At the same time, McLean (23) advanced towards Sainz (7) as the Spaniard dropped into the left half space while Barnes (10) stayed wide.

McCallum (15) then found Sainz (7) who, with Storey (14) following him, bounced the ball back to McLean (23) before City shifted over to Sara (17) in space on the opposite side. This was a perfect example of the benefits of playing through pressure rather than over it.

The Pink Un:

In Norwich’s open-play deep build-up phases, their 4-2-2-2 with a midfield box became even clearer.

Sargent (9) often switched places with Barnes (10), as Norwich’s number nine dropped alongside Sara (17). The host’s front two initially shadow-marked Norwich’s double pivot, while the centre-backs created a 3v2 in the last line.

The Pink Un:

But when one centre-forward pressed Gibson (6) and the other was drawn to press Gunn (28), Nunez (26) dropped into space to receive between the two forwards before playing out to Duffy (24) on the right.

The Pink Un:

When Preston transitioned into a complete man-to-man press, however, with Browne (8) advancing to occupy Nunez (26), and Hughes (16) jumping into midfield to occupy Sara (17), Norwich resorted to a more direct approach.

In these situations, Gunn (28) aimed for Barnes (10) in the last line, who tried to play back to Sargent (9) and Sara (17).
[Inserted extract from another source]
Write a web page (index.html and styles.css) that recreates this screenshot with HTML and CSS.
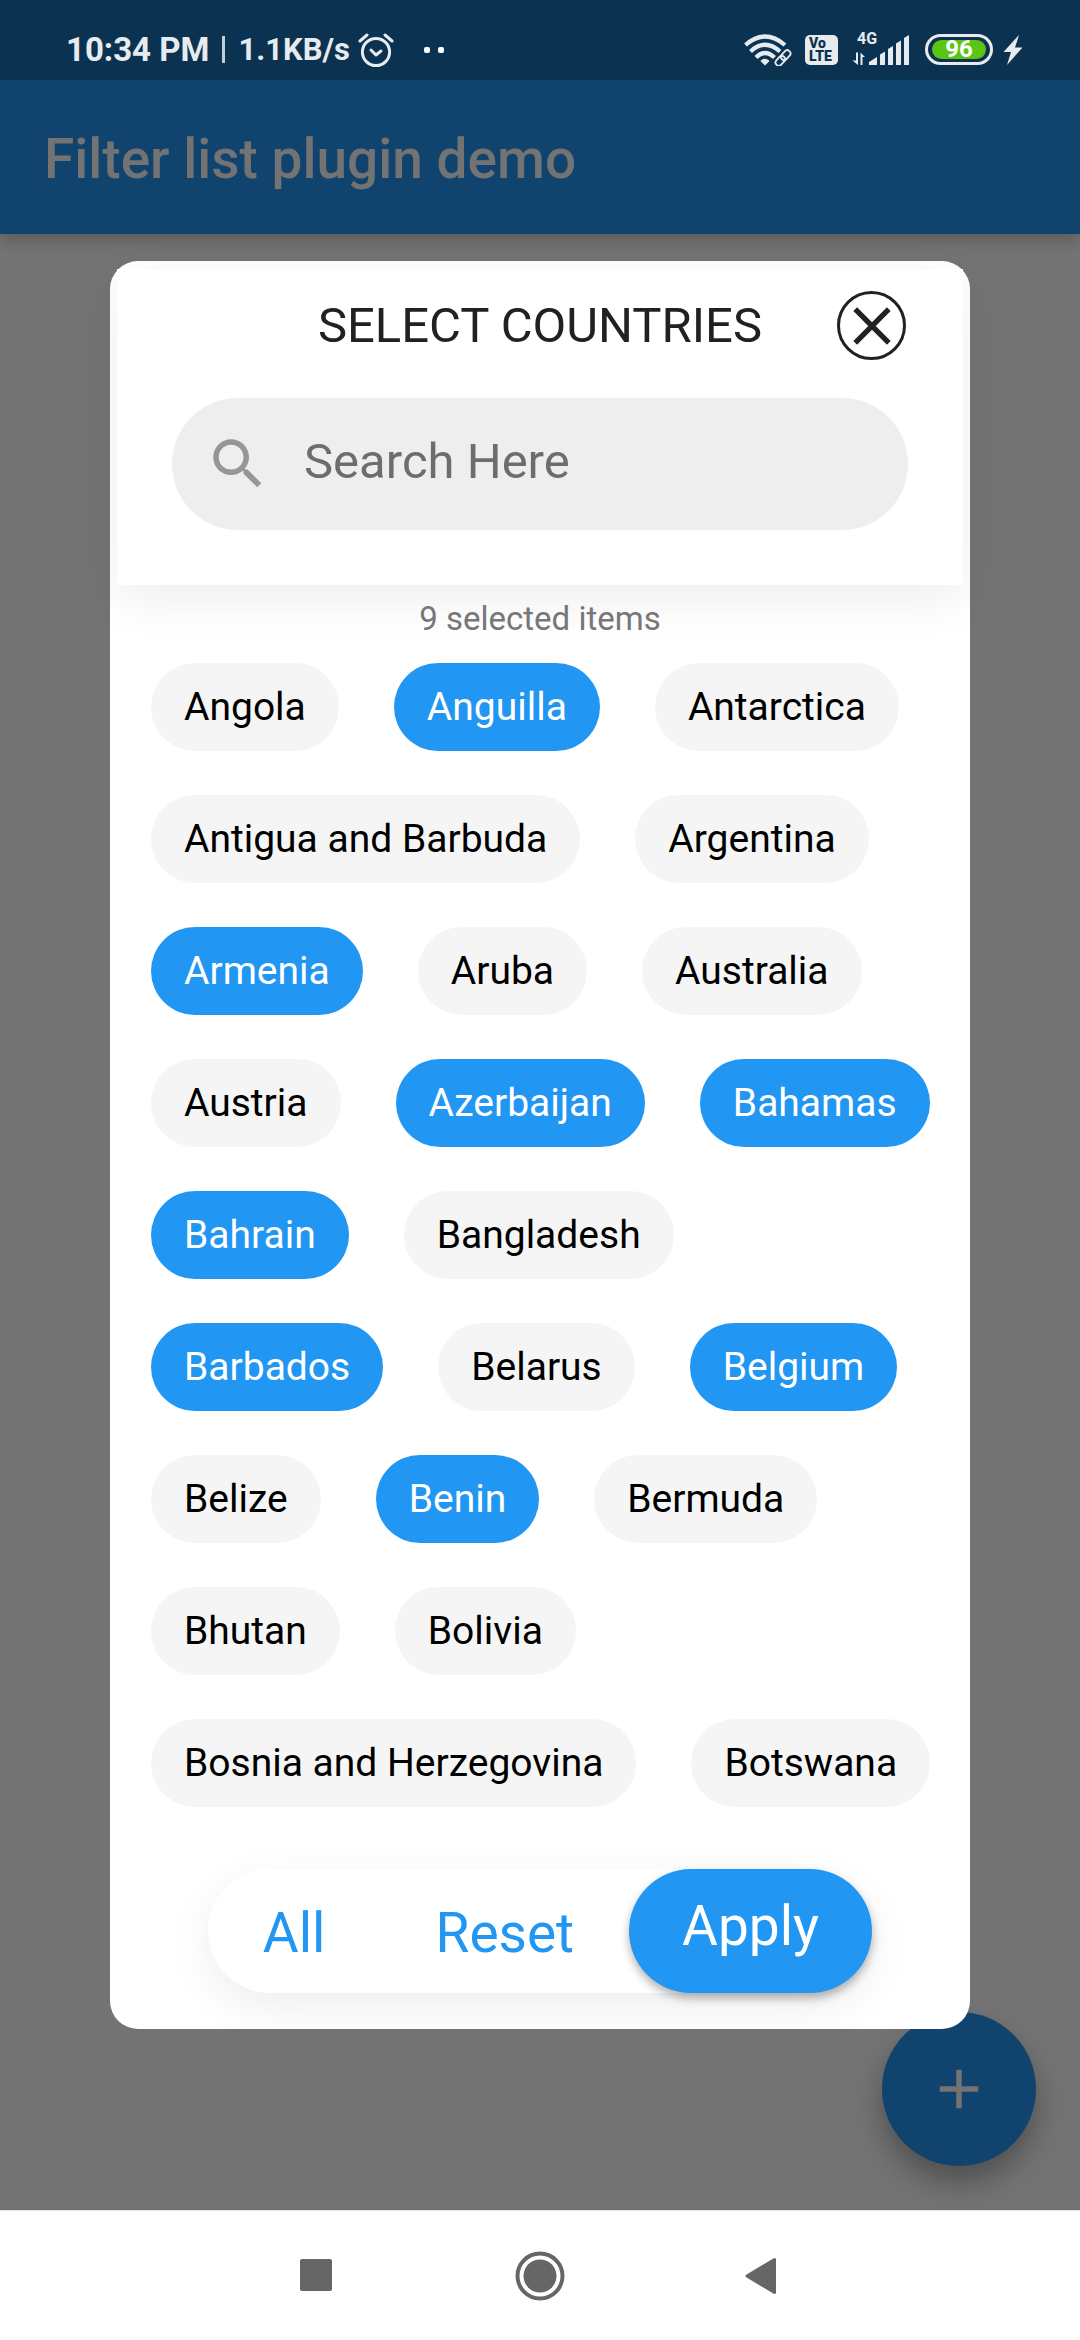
FILE: index.html
```html
<!DOCTYPE html>
<html lang="en">
<head>
<meta charset="utf-8">
<meta name="viewport" content="width=device-width, initial-scale=1">
<title>Filter list plugin demo</title>
<link rel="stylesheet" href="styles.css">
</head>
<body>
<div class="screen">
  <div class="status-bar">
    <div class="status-left">
      <span class="clock">10:34 PM</span>
      <span class="divider"></span>
      <span class="speed">1.1KB/s</span>
      <svg class="alarm" width="36" height="36" viewBox="0 0 36 36" fill="none" stroke="currentColor" stroke-width="3" stroke-linecap="round"><circle cx="18" cy="20" r="13.6"/><path d="M2 9 9 3M27 3l7 6"/><path d="m13 18 5 5 5-4" stroke-linejoin="round"/></svg>
      <svg width="20" height="6" viewBox="0 0 20 6" fill="#fff"><rect width="6" height="6" rx="2"/><rect x="14" width="6" height="6" rx="2"/></svg>
    </div>
    <div class="status-right">
      <svg width="48" height="32" viewBox="0 0 48 32" fill="none" stroke="currentColor" stroke-width="4.2"><path d="M1.500 11Q21 -6 41 11"/><path d="M6.500 17.500Q21 4 36 17.500"/><path d="M12 23.500Q21 14.500 30.500 23.500"/><path d="M17.500 27Q21 24 24.500 27L21 30.500z" fill="currentColor" stroke-width="1.500"/><g stroke-width="1.800"><rect x="36" y="18" width="11" height="6.500" rx="3.200" transform="rotate(-48 41.500 21)"/><rect x="31" y="23.500" width="11" height="6.500" rx="3.200" transform="rotate(-48 36.500 27)"/></g></svg>
      <span class="volte"><span>Vo</span><span>LTE</span></span>
      <span class="signal">
        <span class="network">4G</span>
        <svg width="58" height="30" viewBox="0 0 58 30" fill="currentColor"><path d="M4 17.500h2V30L.500 25.500H4zM8.500 30V17.500L13 22h-2.500v8zM17 30v-3l8-5v8zM28 30V19.500l5-3V30zM36 30V14l5-3v19zM44 30V8.500l5-3V30zM52 30V3l5-3v30z"/></svg>
      </span>
      <span class="battery"><span>96</span></span>
      <svg width="20" height="30" viewBox="0 0 20 30" fill="currentColor"><path d="M16 0 .500 17H8L4 30 19.500 12.500H12z"/></svg>
    </div>
  </div>

  <header class="app-bar"><h1>Filter list plugin demo</h1></header>

  <main class="stage">
    <button class="fab" type="button" aria-label="Add"><svg width="66" height="66" viewBox="0 0 24 24" fill="currentColor"><path d="M19 13h-6v6h-2v-6H5v-2h6V5h2v6h6v2z"/></svg></button>

    <section class="dialog" role="dialog" aria-labelledby="dialog-title">
      <div class="dialog-head">
        <div class="title-row">
          <h2 id="dialog-title">SELECT COUNTRIES</h2>
          <button class="close" type="button" aria-label="Close"><svg width="64" height="64" viewBox="0 0 24 24" fill="currentColor"><path d="M19 6.410 17.590 5 12 10.590 6.410 5 5 6.410 10.590 12 5 17.590 6.410 19 12 13.410 17.590 19 19 17.590 13.410 12z"/></svg></button>
        </div>
        <label class="search">
          <svg width="66" height="66" viewBox="0 0 24 24" fill="currentColor"><path d="M15.500 14h-.790l-.280-.270C15.410 12.590 16 11.110 16 9.500 16 5.910 13.090 3 9.500 3S3 5.910 3 9.500 5.910 16 9.500 16c1.610 0 3.090-.590 4.230-1.570l.270.280v.790l5 4.990L20.490 19l-4.990-5zm-6 0C7.010 14 5 11.990 5 9.500S7.010 5 9.500 5 14 7.010 14 9.500 11.990 14 9.500 14z"/></svg>
          <input type="text" placeholder="Search Here" aria-label="Search Here">
        </label>
      </div>

      <p class="count">9 selected items</p>

      <div class="chips">
        <button type="button" class="chip">Angola</button>
        <button type="button" class="chip selected">Anguilla</button>
        <button type="button" class="chip">Antarctica</button>
        <button type="button" class="chip">Antigua and Barbuda</button>
        <button type="button" class="chip">Argentina</button>
        <button type="button" class="chip selected">Armenia</button>
        <button type="button" class="chip">Aruba</button>
        <button type="button" class="chip">Australia</button>
        <button type="button" class="chip">Austria</button>
        <button type="button" class="chip selected">Azerbaijan</button>
        <button type="button" class="chip selected">Bahamas</button>
        <button type="button" class="chip selected">Bahrain</button>
        <button type="button" class="chip">Bangladesh</button>
        <button type="button" class="chip selected">Barbados</button>
        <button type="button" class="chip">Belarus</button>
        <button type="button" class="chip selected">Belgium</button>
        <button type="button" class="chip">Belize</button>
        <button type="button" class="chip selected">Benin</button>
        <button type="button" class="chip">Bermuda</button>
        <button type="button" class="chip">Bhutan</button>
        <button type="button" class="chip">Bolivia</button>
        <button type="button" class="chip">Bosnia and Herzegovina</button>
        <button type="button" class="chip">Botswana</button>
      </div>

      <div class="actions">
        <button type="button" class="action">All</button>
        <button type="button" class="action">Reset</button>
        <button type="button" class="action apply">Apply</button>
      </div>
    </section>
  </main>

  <nav class="nav-bar">
    <button type="button" aria-label="Recent apps"><svg width="50" height="50" viewBox="0 0 50 50" fill="currentColor"><rect x="7" y="8" width="32" height="32" rx="2"/></svg></button>
    <button type="button" aria-label="Home"><svg width="50" height="50" viewBox="0 0 50 50"><circle cx="25" cy="25" r="22.500" fill="none" stroke="currentColor" stroke-width="4"/><circle cx="25" cy="25" r="16.500" fill="currentColor"/></svg></button>
    <button type="button" aria-label="Back"><svg width="50" height="50" viewBox="0 0 50 50" fill="currentColor" stroke="currentColor" stroke-width="3" stroke-linejoin="round"><path d="M37.500 8.500v33L10 25z"/></svg></button>
  </nav>
</div>
</body>
</html>
```
FILE: styles.css
```css
* { box-sizing: border-box; }

body {
  margin: 0;
  font-family: Roboto, "Noto Sans", sans-serif;
  background: #737373;
}

h1, h2, p { margin: 0; font-weight: 400; }

button {
  margin: 0;
  padding: 0;
  border: 0;
  background: none;
  color: inherit;
  font: inherit;
  cursor: pointer;
}

svg { display: block; flex: none; }

.screen {
  display: flex;
  flex-direction: column;
  min-height: 100vh;
}

/* System status bar */
.status-bar {
  display: flex;
  justify-content: space-between;
  align-items: center;
  height: 80px;
  padding: 19px 57px 0 66px;
  background: #0b3351;
  color: #e7ebee;
}

.status-left, .status-right { display: flex; align-items: center; }
.clock { font-size: 33px; font-weight: 700; }
.divider { width: 3px; height: 27px; margin: 0 13px; background: #c4cdd4; }
.speed { font-size: 31px; font-weight: 700; }
.alarm { margin: 0 30px 0 8px; }

.volte {
  display: flex;
  flex-direction: column;
  justify-content: center;
  width: 33px;
  height: 30px;
  margin: 0 14px 0 13px;
  padding-left: 4px;
  border-radius: 5px;
  background: #e7ebee;
  color: #0b3351;
  font-size: 14px;
  font-weight: 900;
  line-height: 13px;
}

.signal { position: relative; }
.network {
  position: absolute;
  left: 5px;
  top: -4px;
  font-size: 16px;
  font-weight: 700;
  line-height: 16px;
}

.battery {
  width: 68px;
  height: 31px;
  margin: 0 10px 0 15px;
  padding: 3px 4px;
  border: 3px solid #e7ebee;
  border-radius: 16px;
}
.battery span {
  display: block;
  border-radius: 10px;
  background: #5ac514;
  color: #fff;
  font-size: 24px;
  font-weight: 700;
  line-height: 19px;
  text-align: center;
}

/* App bar */
.app-bar {
  position: relative;
  display: flex;
  align-items: center;
  height: 154px;
  padding: 4px 44px 0;
  background: #10446e;
  box-shadow: 0 6px 14px rgba(0, 0, 0, 0.2);
  color: #737373;
}
.app-bar h1 { font-size: 55px; font-weight: 500; }

.stage {
  position: relative;
  flex: 1;
  padding: 27px 110px 181px;
}

.fab {
  position: absolute;
  right: 44px;
  bottom: 44px;
  display: grid;
  place-items: center;
  width: 154px;
  height: 154px;
  border-radius: 50%;
  background: #10446e;
  box-shadow: 0 16px 28px rgba(0, 0, 0, 0.3);
  color: #737373;
}

/* Filter dialog */
.dialog {
  position: relative;
  padding: 8px 0 36px;
  border-radius: 28px;
  background: #fff;
}

.dialog-head {
  margin: 0 7px;
  padding: 22px 55px 55px;
  background: #fff;
  box-shadow: 0 14px 46px rgba(0, 0, 0, 0.07);
}

.title-row {
  display: grid;
  grid-template-columns: 69px 1fr 69px;
  align-items: center;
  margin-bottom: 38px;
  padding: 0 2px;
  color: #212121;
}
.title-row h2 { grid-column: 2; font-size: 49px; text-align: center; }

.close {
  display: grid;
  place-items: center;
  width: 69px;
  height: 69px;
  border: 3px solid #212121;
  border-radius: 50%;
}

.search {
  display: flex;
  align-items: center;
  height: 132px;
  padding: 0 33px;
  border-radius: 66px;
  background: #eee;
  color: #969696;
}
.search input {
  flex: 1;
  min-width: 0;
  margin-left: 33px;
  padding: 0 0 6px;
  border: 0;
  outline: 0;
  background: none;
  color: #212121;
  font: 49px Roboto, "Noto Sans", sans-serif;
}
.search input::placeholder { color: #6d6d6d; opacity: 1; }

.count {
  position: relative;
  margin: 14px 0 24px;
  color: #777;
  font-size: 33px;
  line-height: 40px;
  text-align: center;
}

.chips {
  display: flex;
  flex-wrap: wrap;
  gap: 44px 55px;
  padding: 0 30px 0 41px;
}
.chip {
  height: 88px;
  padding: 0 33px;
  border-radius: 44px;
  background: #f5f5f5;
  color: #000;
  font-size: 39px;
  white-space: nowrap;
}
.chip.selected { background: #2196f3; color: #fff; }

.actions {
  display: flex;
  width: fit-content;
  height: 124px;
  margin: 62px auto 0;
  border-radius: 62px;
  background: #fff;
  box-shadow: 0 14px 46px rgba(0, 0, 0, 0.07);
  color: #2196f3;
  font-size: 55px;
}
.action { padding: 4px 55px 0; }
.apply {
  padding: 0 53px 10px;
  border-radius: 62px;
  background: #2196f3;
  box-shadow: 0 5px 10px rgba(0, 0, 0, 0.3);
  color: #fff;
}

/* System navigation */
.nav-bar {
  display: flex;
  justify-content: center;
  align-items: center;
  gap: 172px;
  height: 130px;
  border-top: 1px solid #e4e4e4;
  background: #fff;
  color: #666;
}
```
But this approach had limited success given the profiles in Preston’s eleven, with four natural centre-backs in the side, including Whatmough (26) in midfield.

The Pink Un:

When Nunez (26) dropped between the visitor’s centre-backs, Stacey (3) and McCallum (15) advanced into the last line on both sides.

With Sara (17) and Sainz (7) typically positioned in the half spaces, while Barnes (10) and Sargent (9) alternately occupied the number ten position, City created their fluid 3-diamond-3 shape. In response, Preston’s wing-backs initially dropped to create a 5-2-1-2 mid-block.

The Pink Un:

Sara (17) and Sainz (7) often moved out wide to stretch the host’s double pivot and to receive from City’s back line.

When Sara (17) received to the side of Preston’s defensive block, for example, Browne (8) was forced to shift over to the same side. This created a sizeable gap between the host’s midfielders before McLean (23) advanced to receive in the space behind Browne (8).

The Pink Un:

But Preston did have a solution to this problem, with Holmes (25) frequently tracking Sainz (7) into midfield, while Brady (11) stayed in Preston’s back line on the opposite side.

This allowed Whatmough (26) to occupy the number ten, while Browne (8) tracked Sara (17) on Norwich’s right. This asymmetric rotation created a situational 4-3-1-2 mid-press, making it more difficult for City to find a free man within Preston’s defensive block.

The Pink Un:

Preston continuously shifted between their compact 5-2-1-2 mid-block and a more aggressive 4-3-1-2 mid-press.

But their general strategy out of possession remained constant; Ryan Lowe’s side allowed Norwich possession outside of their defensive block, but once City tried to play inside, the visitors pressed hard in a man-to-man fashion.

The Pink Un:

Preston mostly went long from goal-kicks, taking Norwich’s high press out of the equation. Woodman (1) only played a short pass when one of the wide centre-backs or wing-backs was free to the side of Norwich’s defensive unit.

The Pink Un:

With much of Preston’s build-up play taking place in settled phases of possession, Norwich typically remained in their 4-4-2 mid-block. In these phases, the hosts built from a 3-2 base while the wing-backs advanced on both sides.

Occupying space between Norwich’s defensive and midfield lines, Frokjaer (10) shifted between both half spaces, while the wing-backs stayed wide to receive switches of play.

The Pink Un:

Norwich’s 4-4-2 mid-press occasionally forced Preston back. When the hosts shifted over to the right, for example, Barnes (10) pressed the right centre-back, Sainz (7) pressed the wing-back, McLean (23) tracked the ball-side pivot, and McCallum (15) jumped onto Frokjaer (10).

The Pink Un:

Towards the end of the second half, Norwich started to exploit vast spaces between the lines of Preston’s mid-press, including in the build-up to Gabriel Sara’s 86th-minute winner.

With Riis (19) and Keane (7) drawn to press from the front without the host’s midfield line closing the space behind, McLean (23) became free to receive and advance on the right, before Browne (8) eventually closed him down.

But City’s captain had time to find Sara (17), who received on the half-turn, evading Hughes (16) and Brady (11), before dribbling into the box, cutting inside, and finding the bottom left corner of the net.

The Pink Un:

It was a goal highlighting Sara’s obvious individual quality, but it meant far more than that, as Wagner’s men extended the gap to 7th place in what was a crucial result for their play-off hopes.

At long last, we saw a return to action for Jonathan Rowe. David Wagner now needs to find a way to reintegrate him without disrupting the balance of the side. But in the midst of a tense play-off race, finding a way to reintroduce Rowe is a positive problem to have.